The Hub of the Universe – The Cradle of Liberty – The Athens of America – The Walking City – The Cradle of Modern America – The Home of the Red Sox – The Wet, Cold and Rainy City – Beantown……….Boston.
It goes by many names. It is many things. It has many people. And many more bricks. This post is about one of Boston’s most famous tourist attractions–the Freedom Trail. (Confession: this article actually only goes through about 2/3rds of the Trail. At that point in the day, I got waylaid by a bar. It happens.)
The Freedom Trail! Just saying it makes me feel more patriotic. Pull your socks up and get ready, cause you’re in for one hefty dose of America. The 2.5 mile walking trail leads to 16 historical sites around Boston, focusing on the American Revolution and its immediate historical context. I’m about to crack an egg of knowledge all over you.
The Trail begins at the Boston Common, 50 acres of land right in the heart of Boston. Now a beautiful part of the “Emerald Necklace” of parks, the Common dates from 1634; as you might expect, over the years its uses have evolved from a grazing area for cows to the recreational area it is today. As is typical for Boston, the geography can be somewhat confusing–asking many Bostonians how many sides the Common has, the answer usually given is 4. Unfortunately, there are 5 sides…so much for knowing your city!
Along one of these miscounted sides is the next stop on the trail, the State House. Personally, I’m a fan of the shiny gold dome–nothing says “stately” like a big, shiny, gold dome. Since there’s absolutely no way I would know this on my own, I’m just going to quote directly from Wikipedia here:
“The dome is topped with a pine cone, symbolizing both the importance of Boston’s lumber industry in the early colonial days and of the state of Maine, which was a district of the Commonwealth of Massachusetts when the Bulfinch section of the building was completed.”
Who knew? The mighty pine cone, lording over the Massachusetts state house like a crown of sap, squirrels, and glory.
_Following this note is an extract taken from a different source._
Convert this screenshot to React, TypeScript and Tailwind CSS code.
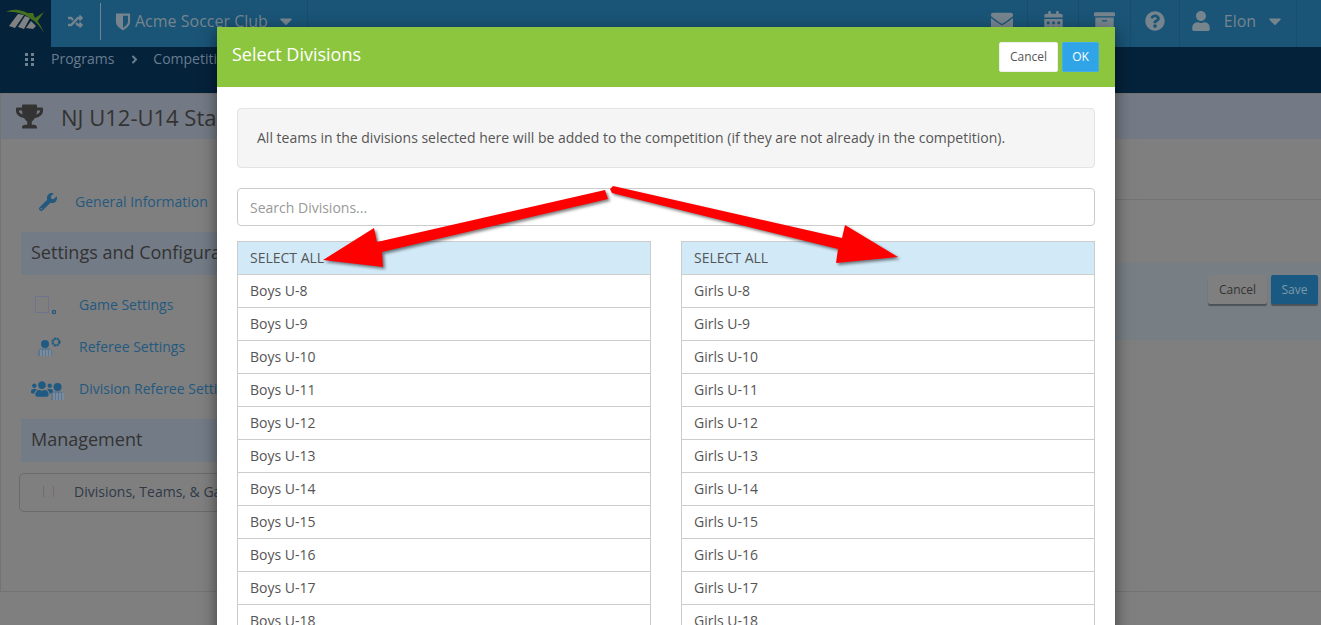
import {
  FaArchive,
  FaAngleRight,
  FaCalendarAlt,
  FaCaretDown,
  FaEnvelope,
  FaQuestionCircle,
  FaRandom,
  FaTrophy,
  FaUser,
  FaUsers,
  FaWrench,
} from "react-icons/fa";

const ages = ["U-8", "U-9", "U-10", "U-11", "U-12", "U-13", "U-14", "U-15", "U-16", "U-17", "U-18"];

function Logo() {
  return (
    <svg viewBox="0 0 51 47" className="h-[47px] w-[51px]">
      <path d="M6 12 C18 5 38 14 44 33 C37 20 22 10 6 12 Z" fill="#44701f" />
      <polygon points="9,26 18,14 24,15 15,28" fill="#808182" />
      <polygon points="18,27 25,16 30,18 24,29" fill="#808182" />
      <polygon points="26,28 31,21 36,26 33,29" fill="#808182" />
      <polygon points="28,13 33,13 35,18 44,12 37,22 31,19" fill="#44701f" />
    </svg>
  );
}

function ShieldIcon() {
  return (
    <svg viewBox="0 0 17 20" className="h-[19px] w-4">
      <path d="M1 1.5 H16 V10 C16 15 12 17 8.5 19.5 C5 17 1 15 1 10 Z" fill="#76848e" />
      <path d="M8.5 4 H13.8 V10 C13.8 13 11 15 8.5 16.8 Z" fill="#1a5476" />
    </svg>
  );
}

function GridDots() {
  return (
    <div className="grid grid-cols-2 gap-x-[3px] gap-y-[2px]">
      {[0, 1, 2, 3, 4, 5].map((i) => (
        <span key={i} className="h-[3px] w-[3px] bg-[#71828f]" />
      ))}
    </div>
  );
}

function GameIcon() {
  return (
    <svg viewBox="0 0 24 20" className="h-5 w-6">
      <rect x="1.5" y="1.5" width="13" height="16" fill="none" stroke="#6f7390" strokeWidth="1" />
      <circle cx="20" cy="17" r="1.6" fill="none" stroke="#24597f" strokeWidth="1.4" />
    </svg>
  );
}

function RefereeIcon() {
  return (
    <svg viewBox="0 0 26 20" className="h-5 w-[26px]">
      <circle cx="9" cy="7" r="4" fill="#1f5a82" />
      <path d="M2 19 V15 C2 12 5 11 9 11 C13 11 16 12 16 15 V19 Z" fill="#5d7690" />
      <path d="M5 13 V19 M8 13 V19 M11 13 V19 M14 13 V19" stroke="#a8aeb4" strokeWidth="0.8" />
      <circle cx="20" cy="5" r="3.4" fill="none" stroke="#1f5a82" strokeWidth="2.4" strokeDasharray="2 0.7" />
    </svg>
  );
}

function DivisionRefereeIcon() {
  return (
    <div className="flex items-end">
      <FaUsers className="text-[22px] text-[#1f5a82]" />
      <svg viewBox="0 0 13 18" className="-ml-[2px] h-[18px] w-[13px]">
        <circle cx="6.5" cy="5" r="4" fill="#1f5a82" />
        <path d="M0 18 V13 C0 10 3 9 6.5 9 C10 9 13 10 13 13 V18 Z" fill="#5d7690" />
        <path d="M3 11 V18 M6 11 V18 M9 11 V18 M12 11 V18" stroke="#a8aeb4" strokeWidth="0.8" />
      </svg>
    </div>
  );
}

function TopCell({ children, width }: { children: React.ReactNode; width: string }) {
  return <div className={`flex h-full items-center justify-center border-r border-[#184c6c] pb-[5px] ${width}`}>{children}</div>;
}

function DivisionList({ group }: { group: string }) {
  return (
    <div className="border-x border-t border-[#ccc]">
      <div className="flex h-[33px] items-center border-b border-[#ccc] bg-[#d2e9f7] px-3 text-[#555]">SELECT ALL</div>
      {ages.map((age) => (
        <div key={age} className="flex h-[33px] items-center border-b border-[#ccc] px-3 text-[#555]">
          {group} {age}
        </div>
      ))}
    </div>
  );
}

export default function App() {
  return (
    <div className="relative h-[625px] overflow-hidden bg-[#7f7f7f] font-['Open_Sans',sans-serif] text-sm">
      {/* top bar */}
      <div className="flex h-[47px] bg-[#1a5476] text-[#76848e]">
        <div className="w-[51px] shrink-0 bg-[#05223b]">
          <Logo />
        </div>
        <div className="flex h-full w-[257px] items-center border-r border-[#184c6c] pb-[5px]">
          <div className="flex w-[49px] justify-center">
            <FaRandom className="text-[15px]" />
          </div>
          <div className="h-[37px] w-px bg-[#6e8593]" />
          <div className="ml-[14px]">
            <ShieldIcon />
          </div>
          <span className="ml-[4px] text-base">Acme Soccer Club</span>
          <FaCaretDown className="ml-[8px] text-[20px]" />
        </div>
        <div className="flex-1" />
        <div className="flex h-full pr-6">
          <TopCell width="w-[52px]">
            <FaEnvelope className="text-[22px]" />
          </TopCell>
          <TopCell width="w-[51px]">
            <FaCalendarAlt className="text-[21px]" />
          </TopCell>
          <TopCell width="w-[52px]">
            <FaArchive className="text-[21px]" />
          </TopCell>
          <TopCell width="w-[49px]">
            <FaQuestionCircle className="text-[20px]" />
          </TopCell>
          <TopCell width="w-[117px]">
            <FaUser className="text-[20px]" />
            <span className="ml-[13px] text-base">Elon</span>
            <FaCaretDown className="ml-[9px] text-[20px]" />
          </TopCell>
        </div>
      </div>

      {/* breadcrumb */}
      <div className="flex h-[46px] items-start bg-[#05223b] pl-[25px] pt-[2px] text-[#687d8f]">
        <div className="mt-[4px]">
          <GridDots />
        </div>
        <span className="ml-[17px]">Programs</span>
        <FaAngleRight className="ml-[14px] mt-[4px] text-[13px]" />
        <span className="ml-[12px]">Competitions</span>
      </div>

      {/* page title */}
      <div className="flex h-[46px] items-center border-l border-t border-[#737373] bg-[#747a85] pl-[15px] text-[#333]">
        <FaTrophy className="text-[27px]" />
        <span className="ml-[18px] mt-[2px] text-[22px]">NJ U12-U14 State Cup</span>
      </div>

      {/* page content */}
      <div className="flex h-[453px] border-b border-l border-[#737373]">
        <div className="w-[400px] shrink-0 pl-[18px] pt-[48px]">
          <div className="flex h-[30px] items-center pl-[20px] text-[#24597f]">
            <FaWrench className="text-[18px]" />
            <span className="ml-[18px]">General Information</span>
          </div>
          <div className="ml-[2px] mt-[15px] flex h-[43px] items-center bg-[#737b86] pb-[3px] pl-[10px] text-lg text-[#333]">
            Settings and Configuration
          </div>
          <div className="mt-[9px] flex h-[42px] items-center text-[#24597f]">
            <div className="flex w-[60px] justify-end pr-[21px]">
              <GameIcon />
            </div>
            <span>Game Settings</span>
          </div>
          <div className="flex h-[42px] items-center text-[#24597f]">
            <div className="flex w-[60px] justify-end pr-[17px]">
              <RefereeIcon />
            </div>
            <span>Referee Settings</span>
          </div>
          <div className="flex h-[42px] items-center text-[#24597f]">
            <div className="flex w-[60px] justify-end pr-[15px]">
              <DivisionRefereeIcon />
            </div>
            <span>Division Referee Settings</span>
          </div>
          <div className="ml-[2px] mt-[9px] flex h-[43px] items-center bg-[#737b86] pb-[4px] pl-[10px] text-lg text-[#333]">
            Management
          </div>
          <div className="mt-[11px] flex h-[39px] items-center rounded-[5px] border border-[#6b6b6b] pb-[2px] pl-[23px] text-[#2e3a48]">
            <span className="h-[11px] w-px bg-[#6d6d6d]" />
            <span className="ml-[9px] h-[11px] w-px bg-[#7d6a6a]" />
            <span className="ml-[20px]">Divisions, Teams, &amp; Games</span>
          </div>
        </div>
        <div className="flex-1">
          <div className="h-[61px] border-b border-[#737373]" />
          <div className="mt-[63px] flex h-[77px] items-start justify-end bg-[#777f84] pr-[3px] pt-[12px] text-xs">
            <button className="h-[29px] w-[59px] rounded-[2px] bg-[#7f7f7f] text-[#333] shadow-[0_2px_1px_rgba(0,0,0,0.35)]">
              Cancel
            </button>
            <button className="ml-[4px] h-[29px] w-[47px] rounded-[2px] bg-[#1a5a82] text-[#7d98a8] shadow-[0_2px_1px_rgba(0,0,0,0.35)]">
              Save
            </button>
          </div>
        </div>
      </div>

      {/* modal */}
      <div className="absolute left-[217px] top-[27px] w-[898px] bg-white shadow-[0_5px_15px_rgba(0,0,0,0.5)]">
        <div className="flex h-[60px] items-center justify-between bg-[#8cc63f] pl-[15px] pr-[16px]">
          <h2 className="pb-[6px] text-lg font-medium text-white">Select Divisions</h2>
          <div className="flex gap-1">
            <button className="h-[30px] w-[59px] rounded-[2px] border border-[#eee] bg-white text-xs text-[#555]">
              Cancel
            </button>
            <button className="h-[30px] w-[37px] rounded-[2px] border border-[#44ace9] bg-[#2fa4e7] text-xs text-white">
              OK
            </button>
          </div>
        </div>
        <div className="px-5 pt-[21px]">
          <div className="flex h-[60px] items-center rounded border border-[#e3e3e3] bg-[#f5f5f5] px-[19px] text-[#555]">
            All teams in the divisions selected here will be added to the competition (if they are not already in the
            competition).
          </div>
          <input
            placeholder="Search Divisions..."
            className="mt-5 h-[38px] w-full rounded border border-[#ccc] px-3 text-[#555] placeholder:text-[#999]"
          />
          <div className="mt-[15px] grid grid-cols-2 gap-[30px]">
            <DivisionList group="Boys" />
            <DivisionList group="Girls" />
          </div>
        </div>
      </div>

      {/* annotation arrows */}
      <svg
        viewBox="0 0 1321 625"
        className="pointer-events-none absolute inset-0 h-[625px] w-[1321px] drop-shadow-[2px_2px_1.5px_rgba(0,0,0,0.5)]"
      >
        <polygon points="605,190 377,242 374,228 323,260 383,267 382,252 608,199" fill="#ff0000" />
        <polygon points="613,186 842,238 845,225 898,257 836,263 838,249 612,193 610,189" fill="#ff0000" />
      </svg>
    </div>
  );
}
When you’re done squinting at it’s nobility, turn around and check out the Robert Gould Shaw Memorial (this is also the first stop on the Black Heritage Trail, another excellent historical tour through Boston!)
Next up is Park Street Church, particularly famous as the location of William Lloyd Garrison’s 1829 anti-slavery speech. It has a very nice steeple. Wish I had more to say about this one…but I don’t. Moving on.
The Old Granary Burial Ground is actually one of my favorite stops on the Trail. Here you can pay your respects to some of the Revolution’s big players–Paul Revere, Samuel Adams, Robert Treat Paine, John Hancock. All of the gravestones here are interesting to look at though, if only to compare the angels and “death head” decorations.
When you’ve had your fill of gravestones, follow the red-brick road to more gravestones! This stop is the King’s Chapel and Burying Ground. Among these gravestones, you can find the resting place of Mary Chilton–the first woman to step off the Mayflower–and Elizabeth Pain, who many believe was the real-life inspiration for Nathaniel Hawthorne’s Hester Prynne in The Scarlet Letter (the crest on her gravestone appears to have a large letter “A”…)
Just around the corner, right behind King’s Chapel is the old City Hall building. In front of it is a 2-in-1 stop. In the pavement of the sidewalk you will see a mosaic marking the spot as the original location of the first public school, Boston Latin. In the courtyard in front of the old City Hall, a statue of Benjamin Franklin stands tall and proud. According to the Freedom Trail guide, one side of his face reflects the humor and mischief of the man, while the other depicts his solemnity and intelligence. The whole thing looks pretty stern to me, but I do like his snazzy coat.
The Old Corner Bookstore is the next stop on the trail. This building was home of the Ticknor and Fields publishing company from 1832-1865, the site where such influential writers as Hawthorne, Emerson, Longfellow, and Dickens were published.
The trail next winds to the Old South Meeting House, particularly famous for being the gathering place where the Boston Tea Party began. As an aggressive “screw you” to Bostonians, the British occupied the Meeting House in 1775, filled it with dirt, and began using it as a stable! Today the meeting house is a museum open to the public.
Now, fo-llow, fo-llow, fo-llow, fo-llow, FOLLOW the red brick road! The next stop on this patriotic path is the Old State House. No gold dome on this one, but it does have an extremely grand eagle in front! On the side you will find a plaque identifying the spot as the site of the infamous Boston Massacre, an event which helped spark the revolution. At the back of this building you can see my favorite spot on the Freedom Trail, the balcony where the Declaration of Independence was read–sorry, proclaimed–on July 18, 1776!
This was around the time that I was overcome with patriotic fervor and the excitement of our great nation! Accordingly, I decided to go celebrate the glory of America by heading to a bar (drinking Sam Adams, of course!) So this particular post won’t be taking you to the rest of the stops on the Freedom Trail, like the USS Constitution or Paul Revere’s house. I hope you’ve gotten your fill of freedom for the day.